• **DATA SHOWN**
---

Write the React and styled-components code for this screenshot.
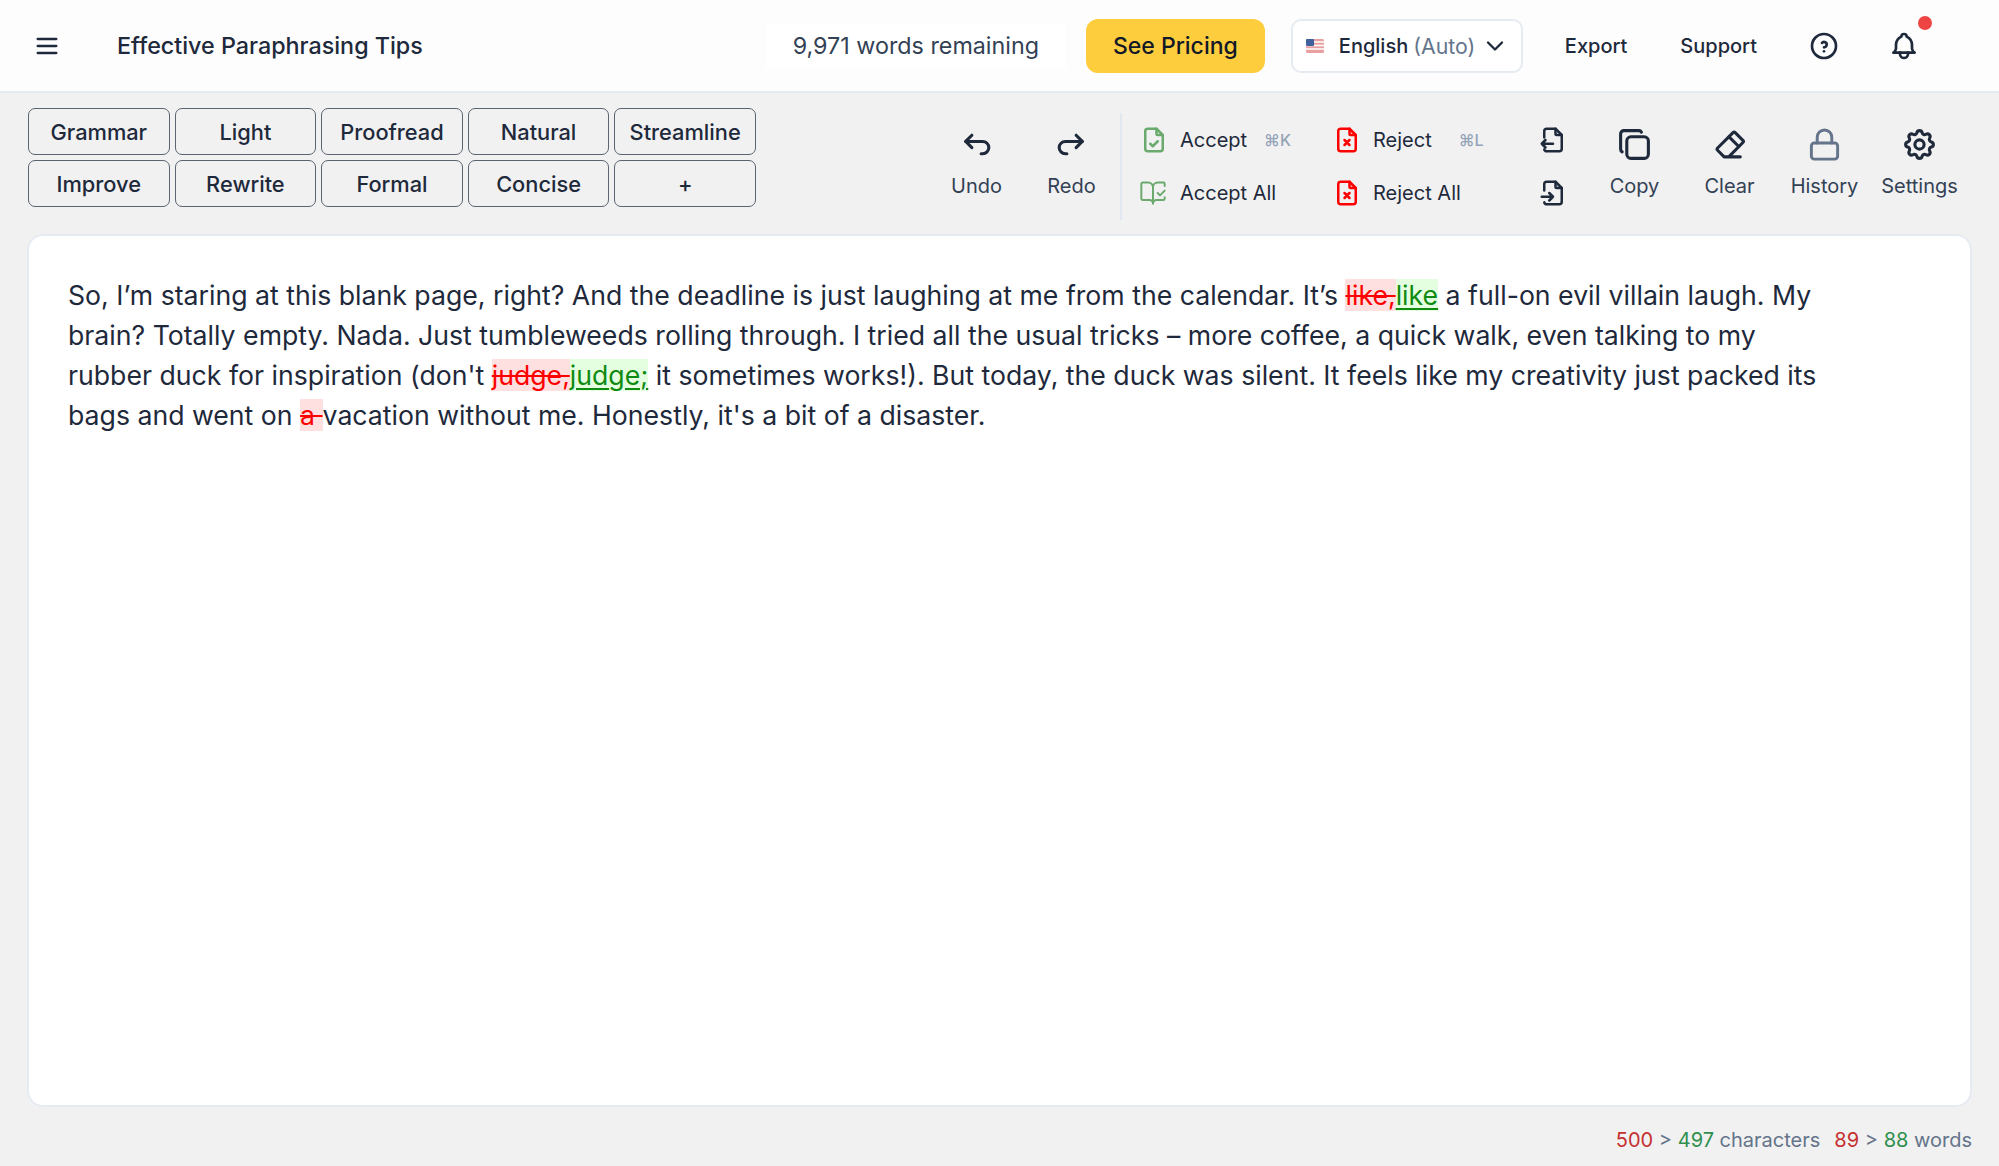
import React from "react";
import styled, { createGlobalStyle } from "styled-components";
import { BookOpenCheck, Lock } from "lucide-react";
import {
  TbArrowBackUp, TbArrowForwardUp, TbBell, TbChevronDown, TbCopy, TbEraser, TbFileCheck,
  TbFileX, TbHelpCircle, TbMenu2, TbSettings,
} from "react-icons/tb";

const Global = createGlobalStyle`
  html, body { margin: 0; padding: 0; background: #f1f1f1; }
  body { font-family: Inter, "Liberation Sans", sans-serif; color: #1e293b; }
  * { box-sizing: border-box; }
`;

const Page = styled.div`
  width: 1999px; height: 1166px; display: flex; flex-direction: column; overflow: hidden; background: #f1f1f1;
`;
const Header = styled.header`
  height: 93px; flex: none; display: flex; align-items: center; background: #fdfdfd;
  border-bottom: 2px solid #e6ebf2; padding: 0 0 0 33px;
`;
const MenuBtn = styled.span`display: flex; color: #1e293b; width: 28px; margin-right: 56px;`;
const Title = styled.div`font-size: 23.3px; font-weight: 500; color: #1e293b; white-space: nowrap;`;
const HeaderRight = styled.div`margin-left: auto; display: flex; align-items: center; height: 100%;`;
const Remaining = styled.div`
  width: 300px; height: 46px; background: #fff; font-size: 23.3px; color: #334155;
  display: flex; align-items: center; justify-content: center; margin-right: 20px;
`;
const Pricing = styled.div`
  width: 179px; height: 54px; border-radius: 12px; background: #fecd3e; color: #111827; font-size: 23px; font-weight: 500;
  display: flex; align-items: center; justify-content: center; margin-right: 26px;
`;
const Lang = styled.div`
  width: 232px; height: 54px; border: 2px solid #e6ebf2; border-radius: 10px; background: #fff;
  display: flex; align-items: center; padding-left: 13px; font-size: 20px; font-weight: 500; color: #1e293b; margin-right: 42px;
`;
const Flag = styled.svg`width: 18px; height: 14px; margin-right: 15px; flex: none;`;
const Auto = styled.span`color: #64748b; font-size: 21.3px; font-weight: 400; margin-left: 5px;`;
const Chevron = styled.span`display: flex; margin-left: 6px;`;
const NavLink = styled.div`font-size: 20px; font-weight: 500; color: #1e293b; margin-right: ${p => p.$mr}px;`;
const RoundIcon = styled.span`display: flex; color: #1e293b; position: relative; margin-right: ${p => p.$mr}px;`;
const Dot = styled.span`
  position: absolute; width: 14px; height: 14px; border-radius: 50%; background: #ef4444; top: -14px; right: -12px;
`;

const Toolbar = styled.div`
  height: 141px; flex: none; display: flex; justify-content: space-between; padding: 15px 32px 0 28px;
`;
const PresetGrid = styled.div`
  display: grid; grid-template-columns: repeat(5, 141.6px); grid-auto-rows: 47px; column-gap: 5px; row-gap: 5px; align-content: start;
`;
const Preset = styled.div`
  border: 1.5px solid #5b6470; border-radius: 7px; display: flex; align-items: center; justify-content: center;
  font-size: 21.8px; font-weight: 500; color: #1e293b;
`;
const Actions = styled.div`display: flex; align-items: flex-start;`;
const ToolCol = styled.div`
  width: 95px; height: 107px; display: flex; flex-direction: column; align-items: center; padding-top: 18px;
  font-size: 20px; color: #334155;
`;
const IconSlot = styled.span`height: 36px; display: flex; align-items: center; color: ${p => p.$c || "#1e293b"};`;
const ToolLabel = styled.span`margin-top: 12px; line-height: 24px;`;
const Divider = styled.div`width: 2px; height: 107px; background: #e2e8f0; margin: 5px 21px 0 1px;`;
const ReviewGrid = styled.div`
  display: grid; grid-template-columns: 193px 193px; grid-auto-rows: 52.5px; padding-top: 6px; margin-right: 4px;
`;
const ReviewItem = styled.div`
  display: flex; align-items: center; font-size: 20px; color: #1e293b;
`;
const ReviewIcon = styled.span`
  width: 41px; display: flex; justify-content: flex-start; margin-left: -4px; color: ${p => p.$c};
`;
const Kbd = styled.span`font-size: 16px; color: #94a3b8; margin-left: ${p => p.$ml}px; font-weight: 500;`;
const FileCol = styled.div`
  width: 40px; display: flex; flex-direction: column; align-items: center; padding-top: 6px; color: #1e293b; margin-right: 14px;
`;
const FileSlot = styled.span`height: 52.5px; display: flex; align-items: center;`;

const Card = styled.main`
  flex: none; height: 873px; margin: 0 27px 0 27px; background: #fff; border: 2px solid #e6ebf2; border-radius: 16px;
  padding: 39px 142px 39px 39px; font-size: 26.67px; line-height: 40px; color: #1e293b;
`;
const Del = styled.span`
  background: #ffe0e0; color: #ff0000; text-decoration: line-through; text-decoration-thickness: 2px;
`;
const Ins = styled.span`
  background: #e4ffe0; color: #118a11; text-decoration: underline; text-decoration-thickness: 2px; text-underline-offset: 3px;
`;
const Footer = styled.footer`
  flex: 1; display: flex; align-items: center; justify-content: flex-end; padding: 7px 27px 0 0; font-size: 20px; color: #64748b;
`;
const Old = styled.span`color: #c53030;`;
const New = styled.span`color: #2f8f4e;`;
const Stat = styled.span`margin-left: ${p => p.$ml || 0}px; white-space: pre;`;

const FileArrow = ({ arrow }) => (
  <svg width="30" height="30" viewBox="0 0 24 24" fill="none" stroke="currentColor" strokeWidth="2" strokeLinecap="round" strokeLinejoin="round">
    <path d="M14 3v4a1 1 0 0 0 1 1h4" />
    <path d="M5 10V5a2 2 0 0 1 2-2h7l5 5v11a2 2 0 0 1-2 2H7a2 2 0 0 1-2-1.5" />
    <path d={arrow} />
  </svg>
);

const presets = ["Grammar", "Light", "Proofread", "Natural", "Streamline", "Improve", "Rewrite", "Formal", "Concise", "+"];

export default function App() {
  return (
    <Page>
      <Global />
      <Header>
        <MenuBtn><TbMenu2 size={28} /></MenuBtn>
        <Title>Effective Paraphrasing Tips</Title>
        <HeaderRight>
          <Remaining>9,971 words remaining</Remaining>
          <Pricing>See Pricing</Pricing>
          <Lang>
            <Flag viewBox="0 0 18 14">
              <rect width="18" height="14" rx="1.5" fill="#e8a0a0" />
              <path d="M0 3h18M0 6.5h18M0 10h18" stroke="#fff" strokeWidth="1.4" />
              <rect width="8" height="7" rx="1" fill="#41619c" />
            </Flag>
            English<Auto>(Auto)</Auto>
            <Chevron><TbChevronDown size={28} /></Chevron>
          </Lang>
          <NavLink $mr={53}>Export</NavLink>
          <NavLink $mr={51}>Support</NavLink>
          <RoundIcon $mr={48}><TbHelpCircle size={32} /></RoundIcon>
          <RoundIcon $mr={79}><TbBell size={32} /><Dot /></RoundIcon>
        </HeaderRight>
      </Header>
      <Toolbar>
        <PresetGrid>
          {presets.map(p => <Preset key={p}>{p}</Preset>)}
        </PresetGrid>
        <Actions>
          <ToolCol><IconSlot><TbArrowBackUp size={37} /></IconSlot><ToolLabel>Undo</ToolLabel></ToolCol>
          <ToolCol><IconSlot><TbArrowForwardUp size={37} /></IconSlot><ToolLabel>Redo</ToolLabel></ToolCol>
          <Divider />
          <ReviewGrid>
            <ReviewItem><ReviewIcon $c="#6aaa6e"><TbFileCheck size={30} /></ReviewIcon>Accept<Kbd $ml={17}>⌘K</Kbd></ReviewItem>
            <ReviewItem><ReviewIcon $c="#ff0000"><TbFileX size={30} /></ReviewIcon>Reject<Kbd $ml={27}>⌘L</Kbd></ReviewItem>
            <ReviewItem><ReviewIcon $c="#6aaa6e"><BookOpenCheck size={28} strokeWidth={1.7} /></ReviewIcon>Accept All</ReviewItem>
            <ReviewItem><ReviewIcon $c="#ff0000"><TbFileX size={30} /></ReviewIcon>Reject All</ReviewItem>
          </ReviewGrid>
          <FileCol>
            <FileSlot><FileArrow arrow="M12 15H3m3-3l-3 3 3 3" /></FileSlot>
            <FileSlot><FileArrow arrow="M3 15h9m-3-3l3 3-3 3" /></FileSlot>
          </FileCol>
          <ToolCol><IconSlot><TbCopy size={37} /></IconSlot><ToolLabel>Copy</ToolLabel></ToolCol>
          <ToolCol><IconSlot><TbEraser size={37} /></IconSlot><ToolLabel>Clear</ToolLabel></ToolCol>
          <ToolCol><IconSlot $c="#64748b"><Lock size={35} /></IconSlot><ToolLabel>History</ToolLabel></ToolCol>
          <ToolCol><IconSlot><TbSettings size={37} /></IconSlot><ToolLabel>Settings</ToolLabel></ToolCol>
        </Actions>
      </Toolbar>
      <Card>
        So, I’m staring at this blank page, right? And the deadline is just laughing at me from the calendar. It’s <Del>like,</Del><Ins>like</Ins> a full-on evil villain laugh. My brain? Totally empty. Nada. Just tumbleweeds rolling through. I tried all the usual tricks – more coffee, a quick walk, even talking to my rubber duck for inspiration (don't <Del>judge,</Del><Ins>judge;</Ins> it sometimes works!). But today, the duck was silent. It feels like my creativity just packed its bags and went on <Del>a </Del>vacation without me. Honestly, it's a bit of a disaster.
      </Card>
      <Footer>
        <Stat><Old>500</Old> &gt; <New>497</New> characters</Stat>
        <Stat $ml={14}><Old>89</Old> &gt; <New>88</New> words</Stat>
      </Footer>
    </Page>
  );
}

---

• **GIVEN TASK**
Pull out each line containing the word "components" and copy it.

• **RESPONSE**
Write the React and styled-components code for this screenshot.
import styled, { createGlobalStyle } from "styled-components";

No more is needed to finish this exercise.